W niedzielny wieczór 29 maja 2010 roku w Belgradzie zebrało się ponad 10 000 osób, aby zaprotestować przeciwko zatrzymaniu generała Ratko Mladića oraz jego planowanej ekstradycji do Hagi. Politycy z organizującej wiec Serbskiej Partii Radykalnej podkreślali, iż Serbia znajduje się pod okupacją, a prezydenta kraju Borisa Tadića należy jak najszybciej pozbawić stanowiska. Krytykowano również polityków Serbskiej Partii Postępu („marionetki Zachodu”), która powstała w wyniku rozłamu w Serbskiej Partii Radykalnej i konfliktu pomiędzy obecnym szefem SRP Tomislavem Nikolićem, a przebywającym w areszcie w Hadze Vojislavem Šešeljem. Nikolić i jego ugrupowanie to serbska wersja „giertychowszczyzny”, równie odrażająca i „europejska”.
W manifestacji obok sympatyków SPR wzięli również udział działacze Serbskiego Ruchu Narodowego 1389, Obrazu (Отачаствени покрет Образ) oraz wielu niezrzeszonych nacjonalistów.
Po zakończeniu zgromadzenia doszło do strać z policją. Zatrzymano 110 osób.
To fałszywe prawdy są siłą demokracji. Należałoby zabić raz na zawsze w umysłach ludzkich nacjonalizm i doktryny podobne do niego. Do tego celu wszystkie środki są dobre: pranie mózgów, manipulowanie prawdą, dobrze zaplanowana propaganda, oszustwa i hipokryzja kładąca nas w plecy Auschwitzem czy Srebrenicą. Nacjonalizm jednak żyje i żyć będzie. Precz z wasalami Waszyngtonu i Brukseli.

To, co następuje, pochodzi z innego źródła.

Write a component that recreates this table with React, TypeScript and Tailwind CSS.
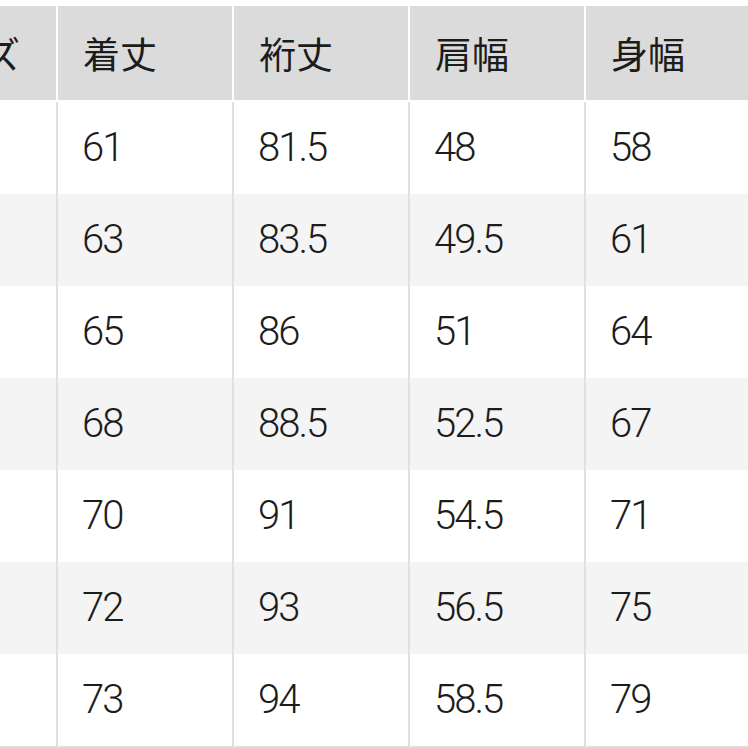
import React from "react";

const headers = ["サイズ", "着丈", "裄丈", "肩幅", "身幅"];
const rows: string[][] = [
  ["61", "81.5", "48", "58"],
  ["63", "83.5", "49.5", "61"],
  ["65", "86", "51", "64"],
  ["68", "88.5", "52.5", "67"],
  ["70", "91", "54.5", "71"],
  ["72", "93", "56.5", "75"],
  ["73", "94", "58.5", "79"],
];

export default function App() {
  return (
    <div className="w-[748px] h-[748px] overflow-hidden bg-white pt-[6px]">
      <div className="ml-[-118px] w-[880px] text-[#1c1c1c]">
        <div className="flex h-[94px] mb-[2px]">
          {headers.map((h, i) => (
            <div
              key={i}
              className={
                "w-[176px] shrink-0 h-full border-r-2 border-white bg-[#dbdbdb] flex items-center text-[37px] leading-none " +
                (i === 0 ? "justify-end pr-[36px]" : "pl-[25px]")
              }
              style={{ fontFamily: '"Noto Sans CJK JP", "Noto Sans", sans-serif' }}
            >
              {h}
            </div>
          ))}
        </div>
        {rows.map((r, ri) => (
          <div
            key={ri}
            className={
              "flex h-[92px] " + (ri % 2 === 1 ? "bg-[#f4f4f4]" : "bg-white")
            }
          >
            <div className="w-[176px] shrink-0 h-full border-r-2 border-[#e0e0e0]" />
            {r.map((c, ci) => (
              <div
                key={ci}
                className="w-[176px] shrink-0 h-full border-r-2 border-[#e0e0e0] flex items-center pl-[24px] text-[40px] leading-none font-light tracking-[-2px]"
                style={{ fontFamily: 'Roboto, "Noto Sans", sans-serif' }}
              >
                {c}
              </div>
            ))}
          </div>
        ))}
        <div className="h-[2px] bg-[#dedede]" />
      </div>
    </div>
  );
}
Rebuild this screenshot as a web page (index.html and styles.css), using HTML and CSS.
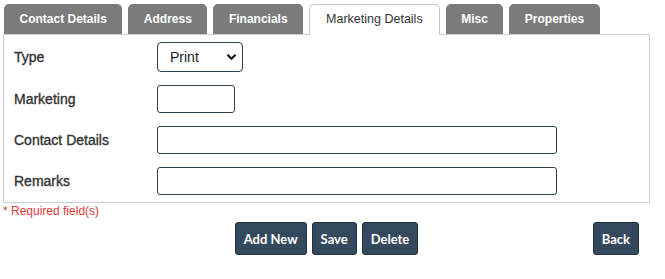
FILE: index.html
```html
<!DOCTYPE html>
<html>
<head>
 <meta charset="utf-8"/>
 <title>Marketing Details</title>
 <link rel="stylesheet" href="styles.css">
</head>
<body>
<div class="page">

 <ul class="tabs">
  <li class="tab">Contact Details</li>
  <li class="tab">Address</li>
  <li class="tab">Financials</li>
  <li class="tab active">Marketing Details</li>
  <li class="tab">Misc</li>
  <li class="tab">Properties</li>
 </ul>

 <div class="panel">
  <div class="row">
   <label class="lbl">Type</label>
   <div class="sel">
    <span>Print</span>
    <svg width="11" height="8" viewBox="0 0 11 8"><path d="M1.5 1.8 L5.5 5.8 L9.5 1.8" fill="none" stroke="#111" stroke-width="2.2"/></svg>
   </div>
  </div>
  <div class="row">
   <label class="lbl">Marketing</label>
   <input class="txt short" type="text">
  </div>
  <div class="row">
   <label class="lbl">Contact Details</label>
   <input class="txt wide" type="text">
  </div>
  <div class="row">
   <label class="lbl">Remarks</label>
   <input class="txt wide" type="text">
  </div>
 </div>

 <p class="req">* Required field(s)</p>

 <div class="actions">
  <div></div>
  <div class="group">
   <button class="btn">Add New</button>
   <button class="btn">Save</button>
   <button class="btn">Delete</button>
  </div>
  <button class="btn back">Back</button>
 </div>

</div>
</body>
</html>
```

FILE: styles.css
```css
body {
 margin: 0;
 font-family: "Liberation Sans", Arial, sans-serif;
 font-size: 13px;
 color: #333;
 background: #fff; }
.page {
 width: 647px;
 padding: 4px 0 0 3px; }
.tabs {
 list-style: none;
 margin: 0;
 padding: 0 0 0 1px;
 display: flex;
 gap: 6px;
 position: relative;
 z-index: 1; }
.tab {
 height: 29px;
 line-height: 29px;
 padding: 0 14.5px;
 border: 1px solid #7b7b7b;
 border-bottom: none;
 border-radius: 5px 5px 0 0;
 background: #7b7b7b;
 color: #fff;
 font-size: 12px;
 font-weight: bold; }
.tab.active {
 height: 30px;
 padding: 0 16px;
 background: #fff;
 color: #333;
 font-size: 12.5px;
 font-weight: normal;
 border-color: #c6c6c6; }
.panel {
 border: 1px solid #cfcfcf;
 margin-top: -1px;
 padding: 7px 10px 7px 10px;
 display: flex;
 flex-direction: column;
 gap: 13px; }
.row {
 display: flex;
 align-items: center; }
.lbl {
 width: 143px;
 font-size: 14px;
 color: #333;
 -webkit-text-stroke: 0.35px #333; }
.sel {
 box-sizing: border-box;
 width: 86px;
 height: 30px;
 border: 1px solid #2c3e50;
 border-radius: 4px;
 display: flex;
 align-items: center;
 justify-content: space-between;
 padding: 0 5px 0 12px;
 font-size: 14px;
 color: #222; }
.txt {
 box-sizing: border-box;
 height: 28px;
 border: 1px solid #2c3e50;
 border-radius: 3px;
 margin: 0; }
.short { width: 78px; }
.wide { width: 400px; }
.req {
 margin: 1px 0 0 0;
 color: #e0393e;
 font-size: 12px;
 line-height: 14px; }
.actions {
 margin-top: 4px;
 display: grid;
 grid-template-columns: 1fr auto 1fr;
 align-items: center; }
.group {
 display: flex;
 gap: 5px; }
.btn {
 height: 33px;
 padding: 0 8px;
 border: 1px solid #22313f;
 border-radius: 3px;
 background: #34495e;
 color: #fff;
 font-family: Lato, "Open Sans", sans-serif;
 font-weight: bold;
 font-size: 13px; }
.back {
 justify-self: end;
 margin-right: 11px; }
```
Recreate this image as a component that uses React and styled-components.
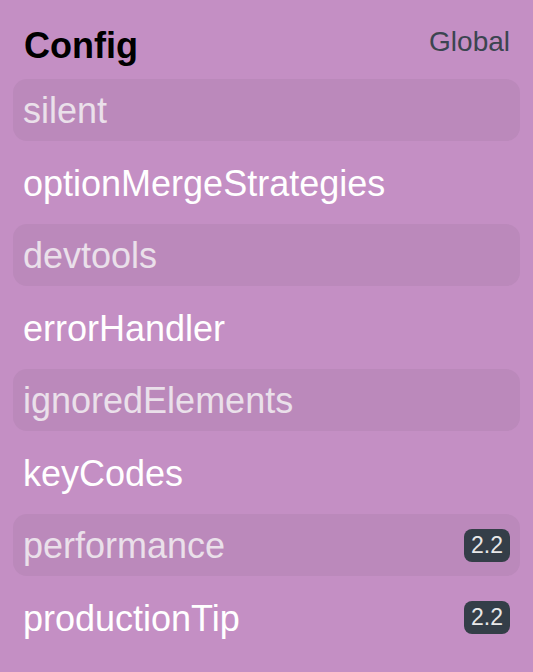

Na podstawie: RT/Nationspresse/Srpski Obraz
30 maja 2011 o 18:39
Widać w Serbii są ludzie co myślą racjonalnie i chwała im za to. Takich Tadiciów i tym podobnych błaznów politycznych powinno się usunąć raz na zawsze ze sceny politycznej.
30 maja 2011 o 18:52
Mimo wszystko Giertych nie wspierał wejścia Polski do UE, tak jak robi to Nikolic w Serbii
30 maja 2011 o 20:48
Nikolic to sprzedawczyk, który nie ma nic wspólnego ani z SPR, ani z nacjonalizmem w ogóle. Typowy „odpowiedzialny konserwatysta”, który skutecznie wypchnął narodowych radykałów z czołówki sceny politycznej. Czeka go to, co mu pisane.